Livermore dirige Il Trovatore di Verdi
Dopo le recite all’ultimo Festival Verdi di Parma, arriva a Bologna la versione de Il Trovatore di Davide Livermore, che con questa conclude la trilogia popolare verdiana dopo il Rigoletto e La Traviata. Ai bassifondi newyorkesi del primo e alla contestazione parigina del ’68 della seconda, segue qui una grande e desolata periferia in cui su tutto emergono cieli nuvolosi e luoghi semidistrutti e in fiamme. Merito delle proiezioni su un grande led-wall, questa è forse la prima messa in scena negli spazi del Comunale Nouveau, allestito provvisoriamente per le opere liriche nel periodo di ristrutturazione del Teatro Comunale di Bologna, che non risente di scenografie mozzate o create ad hoc per uno spazio non proprio adatto agli allestimenti lirici.

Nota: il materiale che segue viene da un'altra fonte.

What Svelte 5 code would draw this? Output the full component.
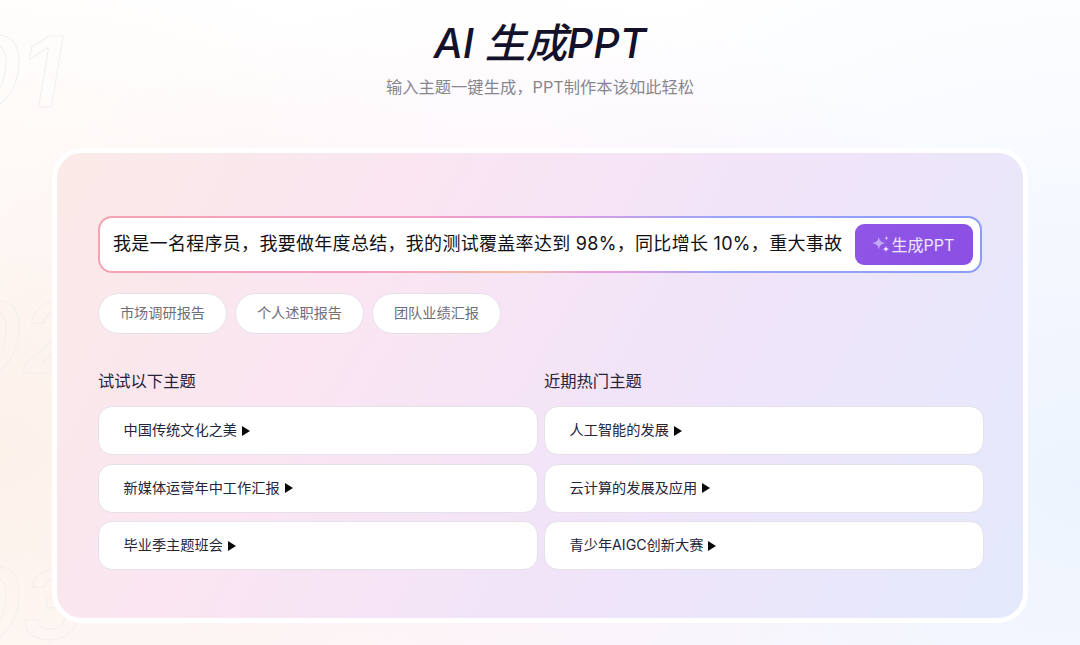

A dirigere l’opera verdiana Renato Palumbo, che vanta più di 300 repliche de Il Trovatore, con un’Orchestra del Comunale in splendida forma. Anche il Coro, presente in scena e diretto da Gea Garatti Ansini, da il suo meglio in tutte le sezioni. Palumbo valorizza le vibranti emozioni della partitura verdiana, creando grande empatia fra buca e palcoscenico, lasciando spazio interpretativo ai cantanti nei recitativi, liberi di personalizzare le arie a sostegno di una caratterizzazione dei personaggi in alcuni casi sorprendente.
Verdi indaga l’animo umano arrivando al cuore delle cose, in un’opera la cui narrazione segue diversi livelli e s’intreccia in vicende intricate e profonde. La zingara Azucena (Chiara Mogini) getta per errore il proprio figlio nel fuoco al posto del figlio del nemico per vendicarsi della condanna al rogo di sua madre. Crescendo così il rampollo del Conte di Luna, passa la vita fra l’amore verso quest’ultimo, Manrico (Roberto Aronica), e un mai spento fuoco di vendetta che le brucia dentro.
Il giovane Manrico, divenuto Trovatore, si strugge d’amore per Eleonora (Marta Torbidoni), così come il nuovo Conte di Luna (Lucas Meachem), suo fratello. Fra guerra, sotterfugi, odio e passione si dipana l’epilogo finale, che non può che culminare in tragedia.
Il primo cast si rivela più che all’altezza dei ruoli, a suo agio fra l’atmosfera felliniana che colloca Azucena e Manrico in un circo, contrapposta al potere qui malavitoso rappresentato dal Conte di Luna. Livermore ci regala, come nel suo stile, meravigliosi tableau vivant a sigillare le azioni più incisive, calzanti slow motion e grande partecipazione attoriale d’insieme.